Sanders and Frank, in particular, had been furious during the court hearings that led to the mistrial when Assistant City Attorney Vincent repeatedly identified Boagni as the informant whose claims about Rafael Perez were at issue. Vincent had even paused to spell Boagni’s name aloud during a hearing on June 27, knowing that Los Angeles Times reporters were present. The newspaper published Boagni’s name the next day (along with Vincent’s attacks on his credibility), and the man was naturally upset when officials at the Calipatria prison informed him his life was now at risk. Gage had been met by three attorneys for the city, plus two LAPD officers, when he arrived at Calipatria to depose Boagni. The inmate spoke with furious intensity when he informed Gage that he had been “told by a few people here in this institution about my—about the concern they had about my name being mentioned in the paper as an informant.” When Boagni demanded to know who had disclosed his name to the press, Gage recalled, Vincent told him it had been Perry Sanders. He insisted to Boagni that this was not true, Gage said, but by then the man had made up his mind not to cooperate. “I have concerns about my family,” he said. The deposition was canceled.
“It has become a clear pattern,” Frank told me when I interviewed him for Rolling Stone. “The LAPD and the city try to hide the existence of witnesses who can help our case, then they try to block our access to those witnesses, and when that fails, they leak the witnesses’ identities to Chuck Philips, knowing he will use that information in the pages of the L.A. Times to hurt our case in any way he can.”
Three months passed before Boagni agreed to a one-on-one meeting with Sanders. “I kept reaching out and finally he said come see him,” Sanders recalled. “I got on a plane to L.A. the next day and drove out there through the desert to Calipatria.” Though he refused to disclose the details of his conversation with Boagni—“I promised him I wouldn’t share that with anybody”—Sanders did say that he had been reassured by how composed and articulate the inmate was, and that he “might now be the best witness we have.” Just days later, though, Sanders was alerted that LAPD officials were spreading word that Boagni had recanted. Sanders sent a message to Calipatria asking if that was true, and in reply received a letter in which Boagni wrote that he stood by his earlier testimony “100,000 percent.” The letter also made it clear, however, that Boagni was beginning to recognize the powerful position in which recent events had placed him. He had just been visited in prison by an LAPD representative who “made it perfectly clear that if I was to testify, I would bury the city and the LAPD,” Boagni wrote, adding that this same person “made it clear he hoped I wouldn’t depose or testify.”
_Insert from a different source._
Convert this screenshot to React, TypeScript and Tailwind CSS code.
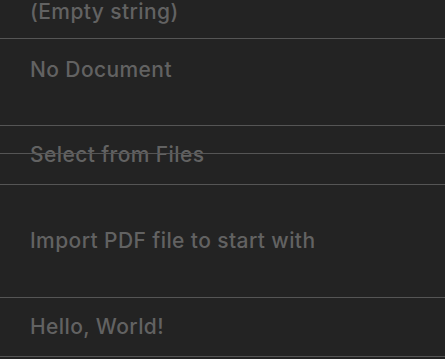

This raised the obvious concern, Sanders acknowledged, that the city and the police department might be able to manipulate Boagni with the hope of a reduced prison sentence.
During the next six months, Sanders and Frank repeatedly told Judge Cooper that they believed the LAPD was still withholding evidence related not only to Perez and Boagni, but also to Mack and Muhammad. The attorneys pointed to new information they were finding in documents they were receiving years after those documents should have been handed over in discovery, including sightings of Muhammad at a 1993 meeting in the offices of Death Row Records and at the party that celebrated Snoop Dogg’s acquittal on murder charges in 1996. They had also found a cryptic reference to an LAPD report that, shortly before his arrest in 1998, Perez had visited an inmate in the Los Angeles County Jail who was cooperating with authorities and warned the man, “Don’t talk about Biggie.” But what they hadn’t gotten from the city, the attorneys said, was the single most important piece of evidence in the case, the “clue sheet” that listed the details of every tip or piece of evidence collected by detectives assigned to the investigation of the Biggie Smalls murder. The LAPD was maintaining that it couldn’t find the sheet. In the clue sheet’s absence, Sanders and Frank were planning to demand that the judge instruct the jury to make the most negative assessment available of the LAPD’s failure to produce that document. What the judge did instead was warn the city’s attorneys that if she discovered that either they or the LAPD were continuing to with
hold documents, there would be “consequences.”
Judge Cooper got the chance to decide what those consequences were in April 2006, when the city and its police department coughed up what Sanders and Frank recognized instantly as the most significant document they had put their hands on to date. It was a Los Angeles Police Department complaint form for Case No. 01-0190 revealing that, on the basis of allegations by Kenneth Boagni, the LAPD had been forced to open an investigation into whether Rafael Perez and David Mack had “conspired to kill Christopher Wallace.” Because of what Boagni had told them about his conversations with Perez, the department also had been compelled to make a formal record of the allegations that Perez and Sammy Martin were Mack’s accomplices in the Bank of America robbery, and that Perez and Mack together committed “multiple home invasion robberies.”
The complaint form had been turned over to the plaintiffs’ attorneys only at the insistence of the recently appointed head of the LAPD’s newly formed Consent Decree Bureau, Gerald Chaleff. He was a former president of the Los Angeles County Bar Association who had for years been one of the city’s top defense attorneys, most famous for representing Lyle and Erik Menendez, the Beverly Hills brothers convicted of their parents’ 1989 murder. Now an LAPD employee with the rank of deputy chief, Chaleff said he was determined to make sure there was no repetition of the mistakes that led to the mistrial in Wallace v. Los Angeles. “I was at the city attorney’s office, and I saw this box of stuff there that should have been exchanged in discovery a long time ago,” Chaleff recalled. “The city attorney on the case, Don Vincent, was just sitting on it all. I was shocked and furious. I told him you need to deliver that to the other side right now. I didn’t even know what was in the box. I just knew it must be something pretty important.”